My remedy to this would be fairly sweeping, but most importantly, that money should never go into the D.A.'s fund. It should go into a general fund of sorts, or it should never be done in the first place. It does not belong to the police or the district attorney's office. It belongs to the taxpayer.
REASON: If you were elected district attorney, you would be coming from a different side of our adversarial system of criminal justice. Do you think your mindset would have to change at all?
KRASNER: I didn't come out of law school to be a defense lawyer, I came out of law school to be a lawyer. I don't see it as that much different, because it's the prosecutor's job to seek justice. It's the defense's job to zealously advocate for the defendant. But you're still required to present valid evidence. You're not allowed to perpetrate a fraud, and I've honored that during my career. In my view, they both seek justice, they just do it in different ways. I think the experience of being a defense lawyer for 30 years is better than being a prosecutor for 30 years, and of the reasons is I've been talking to defendants for 30 years.

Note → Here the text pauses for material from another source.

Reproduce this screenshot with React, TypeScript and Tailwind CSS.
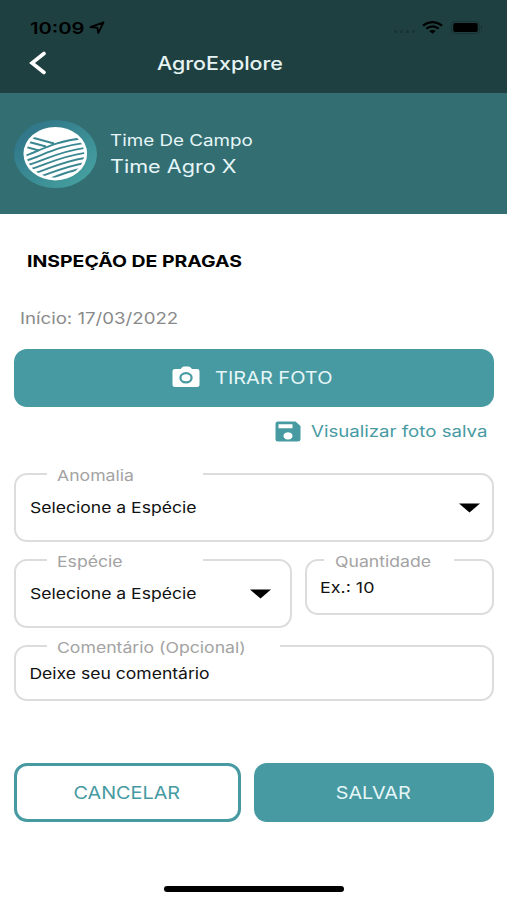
import React, { useState } from 'react';

interface FieldProps {
  label: string;
  className: string;
  notch: string;
  children: React.ReactNode;
}

const Field = ({ label, className, notch, children }: FieldProps) => (
  <div className={`relative rounded-[13px] border-2 border-[#dcdcdc] ${className}`}>
    <div className={`absolute -top-[9.5px] flex h-5 items-center bg-white ${notch}`}>
      <span className="inline-block origin-left scale-x-[1.175] whitespace-nowrap text-[15px] leading-[18px] text-[#a3a3a3]">
        {label}
      </span>
    </div>
    {children}
  </div>
);

const Caret = () => (
  <svg width="21" height="10" viewBox="0 0 21 10">
    <path d="M0 0.5h21L10.5 9.5z" fill="#000" />
  </svg>
);

const Logo = () => (
  <svg width="83" height="68" viewBox="0 0 83 68">
    <defs>
      <linearGradient id="ring" x1="0" y1="0" x2="1" y2="1">
        <stop offset="0.1" stopColor="#2f7488" />
        <stop offset="0.9" stopColor="#45a09f" />
      </linearGradient>
      <clipPath id="disc">
        <ellipse cx="41.3" cy="33.7" rx="29" ry="24" />
      </clipPath>
    </defs>
    <ellipse cx="41.5" cy="34" rx="41.5" ry="34" fill="url(#ring)" />
    <ellipse cx="41.3" cy="33.7" rx="31.8" ry="26.7" fill="#fff" />
    <g clipPath="url(#disc)" fill="none" stroke="#3a8792" strokeWidth="1.9">
      <path d="M18 17.5L40 23.5" />
      <path d="M15 22L32 26.5" />
      <path d="M12 27L25 30.5" />
      <path d="M12 35.5C26 31 38 21.5 70 18" />
      <path d="M12 40.5C28 36 42 26 74 22.5" />
      <path d="M12 45.5C30 41 44 31 74 27.5" />
      <path d="M14 50C32 45 46 36 74 32.5" />
      <path d="M18 54C36 49 48 41 74 37.5" />
      <path d="M24 57.5C40 52 52 46 74 42.5" />
      <path d="M34 59.5C46 54.5 56 51 70 48" />
    </g>
  </svg>
);

const App = () => {
  const [species] = useState('Selecione a Espécie');

  return (
    <div className="flex h-[900px] w-[507px] flex-col bg-white font-['Inter','Liberation_Sans',sans-serif]">
      <header className="h-[93px] bg-[#1f4040]">
        <div className="flex h-[38px] items-end justify-between pl-[30px] pr-[24px]">
          <div className="flex h-[21px] items-center">
            <span className="w-[59px] text-[16px] font-semibold leading-[20px] text-black">
              <span className="inline-block origin-left scale-x-[1.26]">10:09</span>
            </span>
            <svg width="16" height="13" viewBox="0 0 16 13" fill="none" stroke="#000" strokeWidth="1.9" strokeLinejoin="round">
              <path d="M1.5 6.2L14.5 1.3L9.3 11.8L8.3 6.6z" />
            </svg>
          </div>
          <div className="flex h-[21px] items-center">
            <div className="mt-2 flex gap-[3px]">
              <i className="size-[3px] rounded-full bg-[#183333]" />
              <i className="size-[3px] rounded-full bg-[#183333]" />
              <i className="size-[3px] rounded-full bg-[#183333]" />
              <i className="size-[3px] rounded-full bg-[#183333]" />
            </div>
            <svg className="ml-[7px]" width="21" height="13" viewBox="0 0 21 13" fill="none" stroke="#000" strokeWidth="2.3">
              <path d="M1 4.5Q10.5 -2.2 20 4.5" />
              <path d="M4.3 7.7Q10.5 3 16.7 7.7" />
              <path d="M7.2 10L10.5 12.7L13.8 10Q10.5 7.8 7.2 10z" fill="#000" stroke="none" />
            </svg>
            <svg className="ml-[8px]" width="32" height="13" viewBox="0 0 32 13">
              <rect x="0.5" y="0.5" width="28" height="12" rx="3.5" fill="none" stroke="#183333" />
              <rect x="2.2" y="2" width="24.6" height="9" rx="2" fill="#000" />
              <path d="M30 4.5Q32 6.5 30 8.5z" fill="#122a2a" />
            </svg>
          </div>
        </div>
        <div className="grid h-[50px] grid-cols-[1fr_auto_1fr] items-center pr-[67px]">
          <svg
            className="ml-[29px]"
            width="18"
            height="24"
            viewBox="0 0 18 24"
            fill="none"
            stroke="#fff"
            strokeWidth="3.6"
            strokeLinecap="round"
          >
            <path d="M15 2.5L3 12L15 21.5" />
          </svg>
          <h1 className="scale-x-[1.19] text-[18px] font-medium text-[#e6f3f3]">AgroExplore</h1>
        </div>
      </header>

      <section className="flex h-[121px] items-center bg-[#336e72] pl-[14px]">
        <Logo />
        <div className="ml-[13px] text-[#e6f6f8]">
          <p className="mt-px origin-left scale-x-[1.175] text-[16px] leading-[22px]">Time De Campo</p>
          <p className="mt-[3px] origin-left scale-x-[1.2] text-[18px] leading-[26px]">Time Agro X</p>
        </div>
      </section>

      <main className="flex flex-col px-[13.5px]">
        <h2 className="ml-[13px] mt-[36px] w-fit origin-left scale-x-[1.215] text-[16px] font-bold leading-[22px] text-black">
          INSPEÇÃO DE PRAGAS
        </h2>
        <p className="ml-[6.5px] mt-[35px] w-fit origin-left scale-x-[1.165] text-[16px] leading-[22px] text-[#8a8a8a]">
          Início: 17/03/2022
        </p>
        <button className="mt-[19.5px] flex h-[58px] items-center rounded-[13px] bg-[#479aa2] pl-[158px] text-[#e6f6f8]">
          <svg className="-mt-[2px]" width="28" height="22" viewBox="0 0 28 22">
            <path
              d="M3 3h5.5L10.5 1Q11 .5 12 .5h4.5q1 0 1.5.5l2 2H25q2.500 0 2.500 2v14q0 2-2.500 2H3q-2.500 0-2.500-2V5Q.5 3 3 3z"
              fill="#fff"
            />
            <ellipse cx="14" cy="11.8" rx="5.6" ry="4.6" fill="#fff" stroke="#479aa2" strokeWidth="2.2" />
          </svg>
          <span className="ml-[15.5px] origin-left scale-x-[1.175] pt-[3px] text-[17px]">TIRAR FOTO</span>
        </button>
        <a className="mt-[12.5px] flex h-[24px] items-center justify-end pr-[6px] text-[#479aa2]">
          <svg width="26" height="21" viewBox="0 0 26 21">
            <path
              fillRule="evenodd"
              d="M3 .5h17.5L25.5 5v13q0 2.500-3 2.500H3Q.5 20.500.5 18V3Q.5.5 3 .5zM3.500 3.300v4h14v-4zM13 11.200a4.500 3.700 0 1 0 .01 0z"
              fill="#479aa2"
            />
          </svg>
          <span className="ml-[35px] origin-right scale-x-[1.165] text-[16px]">Visualizar foto salva</span>
        </a>

        <Field label="Anomalia" className="mt-[30px] h-[69px]" notch="left-[31px] w-[156px] pl-[10px]">
          <div className="flex h-full items-center justify-between pl-[14px] pr-[12px]">
            <span className="origin-left scale-x-[1.17] pt-px text-[15px] text-[#111]">{species}</span>
            <Caret />
          </div>
        </Field>

        <div className="mt-[17px] flex items-start gap-[13px]">
          <Field label="Espécie" className="h-[69px] w-[278px]" notch="left-[31px] w-[156px] pl-[10px]">
            <div className="flex h-full items-center justify-between pl-[14px] pr-[19px]">
              <span className="origin-left scale-x-[1.17] pt-px text-[15px] text-[#111]">{species}</span>
              <Caret />
            </div>
          </Field>
          <Field label="Quantidade" className="h-[56px] flex-1" notch="left-[17px] w-[130px] pl-[11px]">
            <input
              className="h-full w-[100px] origin-left scale-x-[1.19] pl-[11px] text-[15px] text-[#111] outline-none placeholder:text-[#111]"
              placeholder="Ex.: 10"
            />
          </Field>
        </div>

        <Field label="Comentário (Opcional)" className="mt-[17px] h-[56px]" notch="left-[31px] w-[233px] pl-[10px]">
          <input
            className="h-full w-[300px] origin-left scale-x-[1.17] pl-[11.5px] text-[15px] text-[#111] outline-none placeholder:text-[#111]"
            placeholder="Deixe seu comentário"
          />
        </Field>

        <div className="mt-[62px] flex h-[59px] gap-[13px]">
          <button className="w-[227px] rounded-[13px] border-[3px] border-[#479aa2] pt-[3px] text-[17px] text-[#479aa2]">
            <span className="inline-block scale-x-[1.165]">CANCELAR</span>
          </button>
          <button className="flex-1 rounded-[13px] bg-[#479aa2] pt-[3px] text-[17px] text-[#e6f6f8]">
            <span className="inline-block scale-x-[1.165]">SALVAR</span>
          </button>
        </div>
      </main>

      <div className="mx-auto mb-[8px] mt-auto h-[6px] w-[180px] rounded-full bg-black" />
    </div>
  );
};

export default App;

Honestly, being a criminal defense lawyer is like fighting a war with your fingernails, and being a prosecutor is like fighting a war with tanks and airplanes, because you have all the resources of the state—all the money, the team of investigators, the entire police department. Having pushed the giant boulder up the hill all these years, pushing it back down down doesn't sound to me like it would be a terribly difficult thing to do.